GIVEN EXERCISE: Spot every line with the word "that" and return it.

PROVIDED RECORDS:
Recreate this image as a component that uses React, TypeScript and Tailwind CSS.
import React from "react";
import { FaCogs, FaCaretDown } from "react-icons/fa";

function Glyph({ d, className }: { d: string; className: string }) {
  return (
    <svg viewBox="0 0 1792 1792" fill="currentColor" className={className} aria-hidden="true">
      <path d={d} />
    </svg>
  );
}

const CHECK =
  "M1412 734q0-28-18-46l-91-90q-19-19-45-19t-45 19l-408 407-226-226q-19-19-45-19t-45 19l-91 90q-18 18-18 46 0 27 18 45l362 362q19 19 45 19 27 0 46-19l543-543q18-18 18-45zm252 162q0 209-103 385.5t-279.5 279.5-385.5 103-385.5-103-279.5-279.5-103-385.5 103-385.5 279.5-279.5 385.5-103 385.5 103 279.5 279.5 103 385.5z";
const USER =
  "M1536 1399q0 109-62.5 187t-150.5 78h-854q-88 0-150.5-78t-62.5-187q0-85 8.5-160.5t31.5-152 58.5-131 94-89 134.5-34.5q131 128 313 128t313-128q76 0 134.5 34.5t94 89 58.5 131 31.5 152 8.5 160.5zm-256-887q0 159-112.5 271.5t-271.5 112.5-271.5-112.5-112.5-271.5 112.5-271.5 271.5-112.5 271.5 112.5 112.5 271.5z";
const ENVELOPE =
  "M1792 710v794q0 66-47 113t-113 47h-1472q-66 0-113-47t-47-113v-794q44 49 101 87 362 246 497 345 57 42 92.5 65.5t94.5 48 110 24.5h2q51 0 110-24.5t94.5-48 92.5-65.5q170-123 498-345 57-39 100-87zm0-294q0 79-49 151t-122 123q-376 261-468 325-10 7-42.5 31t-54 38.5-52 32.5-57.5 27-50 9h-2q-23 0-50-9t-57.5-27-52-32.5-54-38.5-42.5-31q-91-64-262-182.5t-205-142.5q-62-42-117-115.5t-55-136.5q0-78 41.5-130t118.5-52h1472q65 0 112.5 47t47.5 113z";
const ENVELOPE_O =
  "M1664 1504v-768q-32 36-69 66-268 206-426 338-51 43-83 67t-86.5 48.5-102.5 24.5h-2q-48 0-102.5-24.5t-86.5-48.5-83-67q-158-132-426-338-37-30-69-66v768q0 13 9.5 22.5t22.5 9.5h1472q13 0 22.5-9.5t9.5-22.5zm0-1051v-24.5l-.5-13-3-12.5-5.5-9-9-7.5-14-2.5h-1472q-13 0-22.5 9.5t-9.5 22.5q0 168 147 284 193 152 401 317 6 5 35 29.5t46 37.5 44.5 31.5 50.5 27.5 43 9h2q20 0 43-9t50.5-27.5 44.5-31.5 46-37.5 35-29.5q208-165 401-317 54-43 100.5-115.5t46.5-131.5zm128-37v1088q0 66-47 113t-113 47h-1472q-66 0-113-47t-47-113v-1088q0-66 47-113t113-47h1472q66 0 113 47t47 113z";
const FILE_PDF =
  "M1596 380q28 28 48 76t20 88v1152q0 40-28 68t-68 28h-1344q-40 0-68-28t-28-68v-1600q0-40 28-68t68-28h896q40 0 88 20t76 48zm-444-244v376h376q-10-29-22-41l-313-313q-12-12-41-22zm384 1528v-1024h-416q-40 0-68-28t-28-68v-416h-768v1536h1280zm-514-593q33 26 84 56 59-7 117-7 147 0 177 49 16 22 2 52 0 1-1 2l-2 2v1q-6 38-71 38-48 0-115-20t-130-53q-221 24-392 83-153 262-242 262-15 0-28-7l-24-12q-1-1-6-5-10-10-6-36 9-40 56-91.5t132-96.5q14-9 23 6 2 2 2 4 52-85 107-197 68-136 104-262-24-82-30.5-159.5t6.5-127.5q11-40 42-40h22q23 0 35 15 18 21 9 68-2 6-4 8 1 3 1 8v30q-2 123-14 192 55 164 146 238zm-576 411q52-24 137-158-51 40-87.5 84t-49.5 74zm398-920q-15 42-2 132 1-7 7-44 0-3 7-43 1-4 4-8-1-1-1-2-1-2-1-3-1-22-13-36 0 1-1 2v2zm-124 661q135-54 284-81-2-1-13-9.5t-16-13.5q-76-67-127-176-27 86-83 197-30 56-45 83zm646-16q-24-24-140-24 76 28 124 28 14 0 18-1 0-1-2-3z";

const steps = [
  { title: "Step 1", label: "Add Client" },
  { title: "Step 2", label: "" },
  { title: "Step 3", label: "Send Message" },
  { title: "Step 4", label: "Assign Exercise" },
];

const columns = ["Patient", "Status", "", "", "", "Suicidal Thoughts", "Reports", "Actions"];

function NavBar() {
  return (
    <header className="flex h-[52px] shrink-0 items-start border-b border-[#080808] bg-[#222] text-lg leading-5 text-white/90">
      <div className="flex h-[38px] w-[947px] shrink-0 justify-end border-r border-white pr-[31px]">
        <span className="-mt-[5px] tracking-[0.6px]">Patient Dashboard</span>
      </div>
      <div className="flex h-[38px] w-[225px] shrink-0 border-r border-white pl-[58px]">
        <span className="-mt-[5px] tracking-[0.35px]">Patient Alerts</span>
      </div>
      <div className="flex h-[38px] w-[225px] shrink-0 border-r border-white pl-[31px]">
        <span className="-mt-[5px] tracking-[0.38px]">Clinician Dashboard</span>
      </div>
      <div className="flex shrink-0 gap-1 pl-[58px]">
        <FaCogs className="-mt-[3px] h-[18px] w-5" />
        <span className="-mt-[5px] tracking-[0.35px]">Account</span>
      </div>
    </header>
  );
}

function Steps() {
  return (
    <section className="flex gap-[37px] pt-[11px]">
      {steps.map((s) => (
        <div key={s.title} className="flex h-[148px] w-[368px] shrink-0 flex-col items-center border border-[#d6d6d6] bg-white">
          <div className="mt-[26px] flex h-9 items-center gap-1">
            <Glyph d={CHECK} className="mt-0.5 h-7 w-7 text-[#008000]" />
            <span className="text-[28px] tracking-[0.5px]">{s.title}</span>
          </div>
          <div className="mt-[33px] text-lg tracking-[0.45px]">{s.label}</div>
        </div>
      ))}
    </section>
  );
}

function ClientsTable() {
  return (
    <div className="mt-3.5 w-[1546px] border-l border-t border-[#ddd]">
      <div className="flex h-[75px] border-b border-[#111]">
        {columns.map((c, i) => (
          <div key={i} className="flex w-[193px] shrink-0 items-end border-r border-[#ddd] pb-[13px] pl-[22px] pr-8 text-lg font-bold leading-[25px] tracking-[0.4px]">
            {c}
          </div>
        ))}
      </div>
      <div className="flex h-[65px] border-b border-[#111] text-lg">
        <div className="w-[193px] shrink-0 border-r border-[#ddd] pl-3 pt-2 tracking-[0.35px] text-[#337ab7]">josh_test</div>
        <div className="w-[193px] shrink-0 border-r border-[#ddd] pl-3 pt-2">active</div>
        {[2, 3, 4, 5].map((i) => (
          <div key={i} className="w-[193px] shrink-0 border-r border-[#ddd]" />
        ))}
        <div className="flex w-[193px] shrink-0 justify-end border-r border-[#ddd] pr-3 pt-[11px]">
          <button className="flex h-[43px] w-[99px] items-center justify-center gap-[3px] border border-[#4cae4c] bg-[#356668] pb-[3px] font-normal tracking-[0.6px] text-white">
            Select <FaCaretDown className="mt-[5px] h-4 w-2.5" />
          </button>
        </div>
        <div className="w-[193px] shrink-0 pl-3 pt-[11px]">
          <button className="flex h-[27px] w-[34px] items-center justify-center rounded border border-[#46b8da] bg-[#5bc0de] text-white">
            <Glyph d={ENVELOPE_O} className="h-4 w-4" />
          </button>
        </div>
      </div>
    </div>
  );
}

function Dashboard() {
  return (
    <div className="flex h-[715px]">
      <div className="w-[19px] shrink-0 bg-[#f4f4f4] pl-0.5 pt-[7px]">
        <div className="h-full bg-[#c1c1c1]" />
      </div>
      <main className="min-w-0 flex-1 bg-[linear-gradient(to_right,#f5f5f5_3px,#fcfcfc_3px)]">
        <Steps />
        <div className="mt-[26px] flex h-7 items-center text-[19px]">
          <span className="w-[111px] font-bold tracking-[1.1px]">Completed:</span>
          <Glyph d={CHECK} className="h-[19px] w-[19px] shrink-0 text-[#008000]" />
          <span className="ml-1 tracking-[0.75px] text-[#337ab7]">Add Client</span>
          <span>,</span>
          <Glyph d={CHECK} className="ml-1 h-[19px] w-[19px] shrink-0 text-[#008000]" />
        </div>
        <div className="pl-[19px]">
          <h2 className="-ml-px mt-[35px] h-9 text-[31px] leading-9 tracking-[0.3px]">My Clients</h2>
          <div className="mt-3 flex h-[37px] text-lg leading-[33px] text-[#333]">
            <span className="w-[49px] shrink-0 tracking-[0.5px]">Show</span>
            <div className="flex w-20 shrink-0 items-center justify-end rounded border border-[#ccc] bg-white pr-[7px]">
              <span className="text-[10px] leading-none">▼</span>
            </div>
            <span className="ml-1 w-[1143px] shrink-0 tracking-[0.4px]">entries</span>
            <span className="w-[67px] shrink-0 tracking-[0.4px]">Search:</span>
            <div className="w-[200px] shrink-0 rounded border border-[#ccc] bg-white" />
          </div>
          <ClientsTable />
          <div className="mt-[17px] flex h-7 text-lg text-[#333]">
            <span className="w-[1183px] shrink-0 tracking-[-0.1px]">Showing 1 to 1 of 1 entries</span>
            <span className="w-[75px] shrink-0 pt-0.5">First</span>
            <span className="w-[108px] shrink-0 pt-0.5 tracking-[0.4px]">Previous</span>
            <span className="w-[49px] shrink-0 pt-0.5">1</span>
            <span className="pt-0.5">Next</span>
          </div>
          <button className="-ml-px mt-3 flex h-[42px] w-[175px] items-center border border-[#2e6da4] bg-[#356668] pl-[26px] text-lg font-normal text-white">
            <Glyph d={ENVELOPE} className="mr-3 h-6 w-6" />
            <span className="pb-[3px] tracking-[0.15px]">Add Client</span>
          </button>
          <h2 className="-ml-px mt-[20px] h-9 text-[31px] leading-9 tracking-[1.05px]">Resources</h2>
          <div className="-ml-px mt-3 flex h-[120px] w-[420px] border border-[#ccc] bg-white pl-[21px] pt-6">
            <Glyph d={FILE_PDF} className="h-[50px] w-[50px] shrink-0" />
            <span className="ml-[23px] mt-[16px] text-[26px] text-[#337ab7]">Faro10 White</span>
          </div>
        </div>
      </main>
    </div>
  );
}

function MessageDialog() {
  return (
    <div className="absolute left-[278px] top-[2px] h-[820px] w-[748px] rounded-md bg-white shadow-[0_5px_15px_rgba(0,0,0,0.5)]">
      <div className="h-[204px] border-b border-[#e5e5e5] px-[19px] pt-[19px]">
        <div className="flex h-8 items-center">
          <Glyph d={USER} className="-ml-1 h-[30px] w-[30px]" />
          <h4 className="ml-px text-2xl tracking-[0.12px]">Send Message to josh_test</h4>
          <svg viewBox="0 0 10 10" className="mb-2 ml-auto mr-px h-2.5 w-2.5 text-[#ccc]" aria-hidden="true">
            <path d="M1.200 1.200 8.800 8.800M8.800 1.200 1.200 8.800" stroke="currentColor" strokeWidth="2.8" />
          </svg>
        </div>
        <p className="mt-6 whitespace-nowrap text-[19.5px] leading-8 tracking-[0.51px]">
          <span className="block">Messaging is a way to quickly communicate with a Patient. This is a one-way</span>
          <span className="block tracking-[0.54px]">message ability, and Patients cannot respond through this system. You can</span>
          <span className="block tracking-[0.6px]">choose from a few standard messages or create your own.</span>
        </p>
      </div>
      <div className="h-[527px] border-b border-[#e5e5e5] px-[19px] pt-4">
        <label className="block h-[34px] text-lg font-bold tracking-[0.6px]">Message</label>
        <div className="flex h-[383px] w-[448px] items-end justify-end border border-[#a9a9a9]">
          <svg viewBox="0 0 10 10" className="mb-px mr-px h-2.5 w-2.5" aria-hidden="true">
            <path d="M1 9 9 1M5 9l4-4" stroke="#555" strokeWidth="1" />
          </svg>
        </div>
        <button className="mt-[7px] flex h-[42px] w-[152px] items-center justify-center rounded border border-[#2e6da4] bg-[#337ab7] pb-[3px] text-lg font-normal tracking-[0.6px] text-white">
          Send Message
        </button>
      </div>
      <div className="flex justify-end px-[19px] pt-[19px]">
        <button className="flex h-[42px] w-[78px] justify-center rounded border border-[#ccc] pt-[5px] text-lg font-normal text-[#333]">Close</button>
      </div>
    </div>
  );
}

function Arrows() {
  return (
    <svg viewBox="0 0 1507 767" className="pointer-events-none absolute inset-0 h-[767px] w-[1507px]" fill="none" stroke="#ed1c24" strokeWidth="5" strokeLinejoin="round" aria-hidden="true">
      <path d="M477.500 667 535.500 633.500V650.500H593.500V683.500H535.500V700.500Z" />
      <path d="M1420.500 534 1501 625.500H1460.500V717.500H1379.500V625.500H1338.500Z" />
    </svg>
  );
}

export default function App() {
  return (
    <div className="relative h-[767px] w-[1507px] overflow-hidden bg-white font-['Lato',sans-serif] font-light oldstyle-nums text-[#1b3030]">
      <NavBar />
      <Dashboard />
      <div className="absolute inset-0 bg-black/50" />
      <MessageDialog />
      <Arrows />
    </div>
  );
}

---

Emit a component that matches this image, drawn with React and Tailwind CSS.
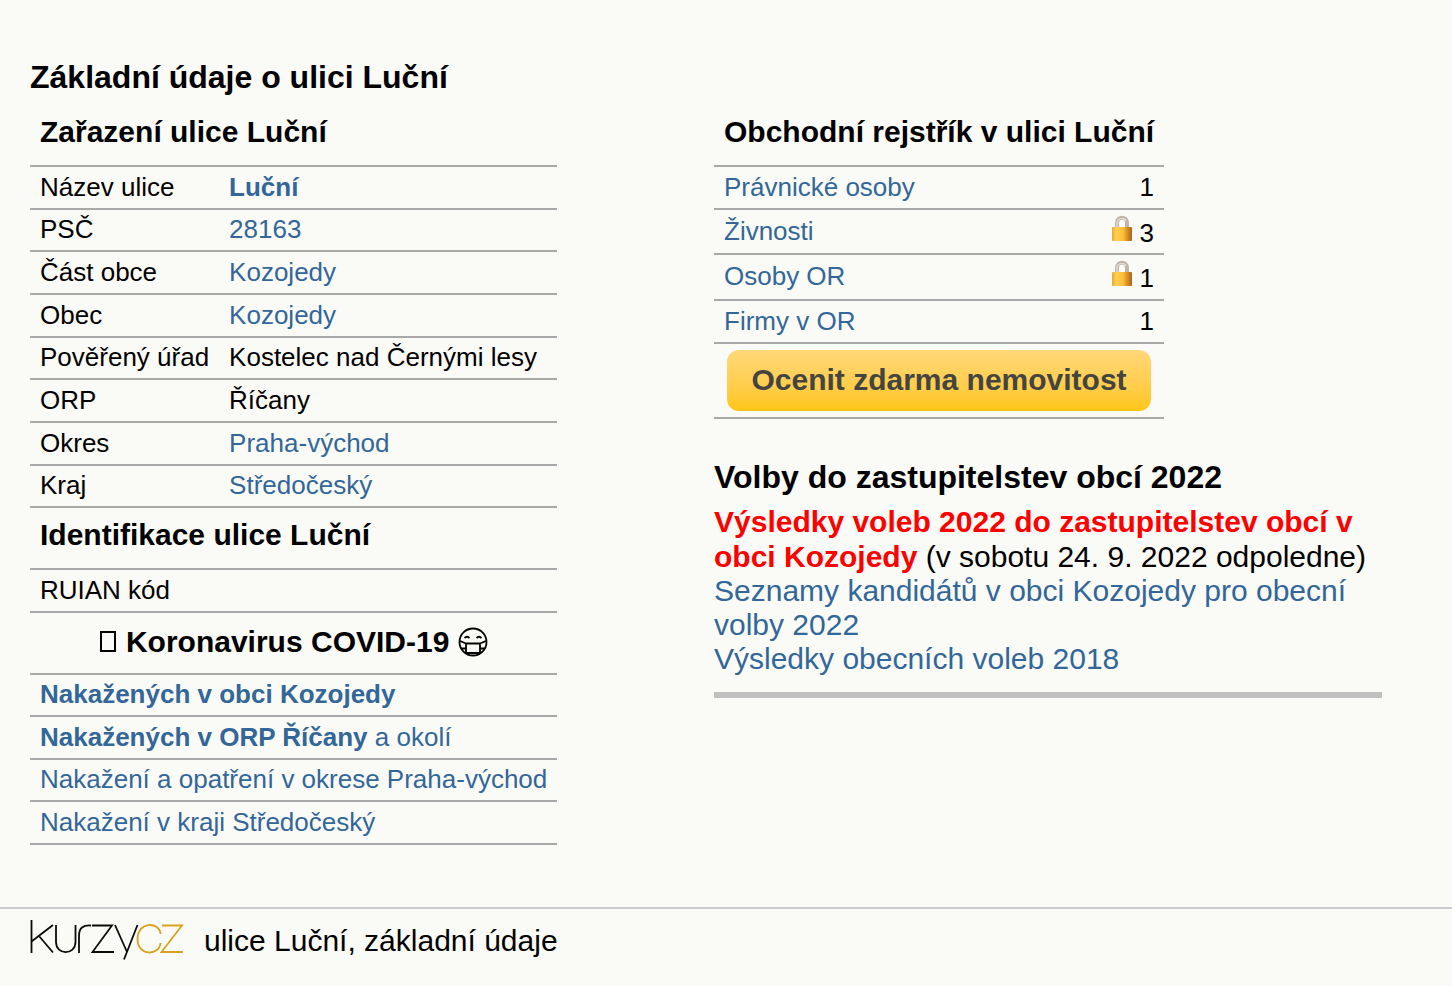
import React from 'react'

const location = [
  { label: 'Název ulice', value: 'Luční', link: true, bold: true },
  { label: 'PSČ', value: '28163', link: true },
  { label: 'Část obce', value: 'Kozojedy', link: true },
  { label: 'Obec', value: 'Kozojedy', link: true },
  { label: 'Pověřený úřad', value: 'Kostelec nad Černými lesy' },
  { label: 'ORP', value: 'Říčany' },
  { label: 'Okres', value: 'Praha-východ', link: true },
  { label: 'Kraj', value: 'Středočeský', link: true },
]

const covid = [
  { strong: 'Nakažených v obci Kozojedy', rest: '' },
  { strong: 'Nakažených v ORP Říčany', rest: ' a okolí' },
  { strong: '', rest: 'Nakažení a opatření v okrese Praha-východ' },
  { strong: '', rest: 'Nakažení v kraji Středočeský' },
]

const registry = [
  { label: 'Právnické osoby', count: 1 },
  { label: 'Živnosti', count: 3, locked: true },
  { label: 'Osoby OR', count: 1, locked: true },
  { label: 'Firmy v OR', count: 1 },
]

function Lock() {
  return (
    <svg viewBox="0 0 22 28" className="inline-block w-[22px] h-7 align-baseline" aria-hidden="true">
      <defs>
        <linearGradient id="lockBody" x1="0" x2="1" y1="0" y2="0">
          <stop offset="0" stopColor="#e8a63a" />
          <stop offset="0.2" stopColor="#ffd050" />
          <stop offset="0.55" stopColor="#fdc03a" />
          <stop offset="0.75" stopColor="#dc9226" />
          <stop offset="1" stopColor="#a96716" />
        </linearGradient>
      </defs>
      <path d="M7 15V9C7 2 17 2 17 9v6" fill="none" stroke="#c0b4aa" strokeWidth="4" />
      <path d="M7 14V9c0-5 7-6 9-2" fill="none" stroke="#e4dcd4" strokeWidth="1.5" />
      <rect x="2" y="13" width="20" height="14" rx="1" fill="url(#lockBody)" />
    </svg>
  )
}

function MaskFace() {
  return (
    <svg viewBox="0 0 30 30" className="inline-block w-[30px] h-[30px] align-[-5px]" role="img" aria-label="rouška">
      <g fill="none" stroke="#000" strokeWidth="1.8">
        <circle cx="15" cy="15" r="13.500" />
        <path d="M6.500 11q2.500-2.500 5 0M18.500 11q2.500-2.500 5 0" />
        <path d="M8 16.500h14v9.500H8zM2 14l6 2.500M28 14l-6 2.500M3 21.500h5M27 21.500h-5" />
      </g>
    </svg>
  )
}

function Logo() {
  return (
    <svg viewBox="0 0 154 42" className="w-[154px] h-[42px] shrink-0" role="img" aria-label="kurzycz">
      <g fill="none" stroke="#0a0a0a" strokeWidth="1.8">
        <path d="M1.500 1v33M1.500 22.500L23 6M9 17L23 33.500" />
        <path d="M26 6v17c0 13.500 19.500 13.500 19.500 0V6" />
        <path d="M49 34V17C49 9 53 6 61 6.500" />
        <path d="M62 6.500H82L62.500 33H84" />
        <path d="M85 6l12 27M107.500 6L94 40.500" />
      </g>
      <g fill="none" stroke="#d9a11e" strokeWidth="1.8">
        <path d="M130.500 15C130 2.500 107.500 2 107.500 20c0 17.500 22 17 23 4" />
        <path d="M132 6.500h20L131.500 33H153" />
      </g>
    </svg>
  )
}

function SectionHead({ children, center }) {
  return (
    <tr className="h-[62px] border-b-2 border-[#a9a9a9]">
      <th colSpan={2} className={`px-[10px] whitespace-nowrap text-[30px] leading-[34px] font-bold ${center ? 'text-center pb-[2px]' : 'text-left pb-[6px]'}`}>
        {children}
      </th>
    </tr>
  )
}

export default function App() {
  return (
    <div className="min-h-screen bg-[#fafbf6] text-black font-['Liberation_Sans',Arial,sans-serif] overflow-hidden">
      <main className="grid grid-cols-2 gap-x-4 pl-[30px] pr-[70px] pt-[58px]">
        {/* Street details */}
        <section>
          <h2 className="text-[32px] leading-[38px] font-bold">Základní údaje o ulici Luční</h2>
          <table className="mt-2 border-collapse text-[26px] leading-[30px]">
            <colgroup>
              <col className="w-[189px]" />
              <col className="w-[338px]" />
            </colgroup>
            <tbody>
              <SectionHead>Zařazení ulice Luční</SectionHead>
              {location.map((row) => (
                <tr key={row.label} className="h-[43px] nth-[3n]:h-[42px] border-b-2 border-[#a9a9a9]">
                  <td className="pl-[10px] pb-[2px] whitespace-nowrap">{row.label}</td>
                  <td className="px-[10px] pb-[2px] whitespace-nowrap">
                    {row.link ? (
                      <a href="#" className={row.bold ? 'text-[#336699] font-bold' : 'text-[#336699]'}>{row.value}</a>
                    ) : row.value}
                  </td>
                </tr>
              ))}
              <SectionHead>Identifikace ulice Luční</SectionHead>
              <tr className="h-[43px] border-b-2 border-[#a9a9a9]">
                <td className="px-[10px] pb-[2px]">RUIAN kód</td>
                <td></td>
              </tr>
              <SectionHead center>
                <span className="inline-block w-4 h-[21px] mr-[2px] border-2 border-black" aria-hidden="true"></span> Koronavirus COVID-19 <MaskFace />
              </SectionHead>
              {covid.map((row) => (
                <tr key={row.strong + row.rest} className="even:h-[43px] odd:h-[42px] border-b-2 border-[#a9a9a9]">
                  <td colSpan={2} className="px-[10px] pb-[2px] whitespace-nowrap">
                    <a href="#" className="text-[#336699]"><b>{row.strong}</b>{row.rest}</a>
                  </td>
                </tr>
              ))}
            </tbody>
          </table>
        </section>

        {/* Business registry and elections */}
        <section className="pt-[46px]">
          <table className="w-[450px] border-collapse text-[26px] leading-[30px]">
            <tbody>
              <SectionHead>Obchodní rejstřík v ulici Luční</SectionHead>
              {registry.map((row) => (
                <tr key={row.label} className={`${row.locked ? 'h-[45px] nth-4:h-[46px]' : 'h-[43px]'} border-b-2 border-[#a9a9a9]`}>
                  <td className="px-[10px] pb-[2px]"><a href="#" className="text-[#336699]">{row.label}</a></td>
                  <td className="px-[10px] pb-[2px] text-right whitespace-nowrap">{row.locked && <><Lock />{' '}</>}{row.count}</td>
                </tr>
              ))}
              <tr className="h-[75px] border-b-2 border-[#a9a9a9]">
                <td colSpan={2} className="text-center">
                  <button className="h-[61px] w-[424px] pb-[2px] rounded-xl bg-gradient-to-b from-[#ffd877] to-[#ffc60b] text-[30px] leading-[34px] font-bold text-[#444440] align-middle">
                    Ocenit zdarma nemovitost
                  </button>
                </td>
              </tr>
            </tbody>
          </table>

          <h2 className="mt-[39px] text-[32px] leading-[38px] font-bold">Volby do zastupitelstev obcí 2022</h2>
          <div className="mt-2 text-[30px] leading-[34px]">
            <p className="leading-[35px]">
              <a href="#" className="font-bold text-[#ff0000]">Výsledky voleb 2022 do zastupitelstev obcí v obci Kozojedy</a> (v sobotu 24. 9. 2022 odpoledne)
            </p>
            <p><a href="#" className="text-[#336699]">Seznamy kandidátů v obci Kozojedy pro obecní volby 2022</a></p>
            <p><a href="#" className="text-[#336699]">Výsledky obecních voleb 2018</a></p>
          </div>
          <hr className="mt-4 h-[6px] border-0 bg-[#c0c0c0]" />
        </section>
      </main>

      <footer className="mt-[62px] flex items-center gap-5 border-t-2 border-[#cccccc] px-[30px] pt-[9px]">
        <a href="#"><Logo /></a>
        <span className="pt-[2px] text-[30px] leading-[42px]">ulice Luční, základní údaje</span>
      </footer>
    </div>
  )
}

CORRECT RESULT:
Recreate this image as a component that uses React, TypeScript and Tailwind CSS.
Emit a component that matches this image, drawn with React and Tailwind CSS.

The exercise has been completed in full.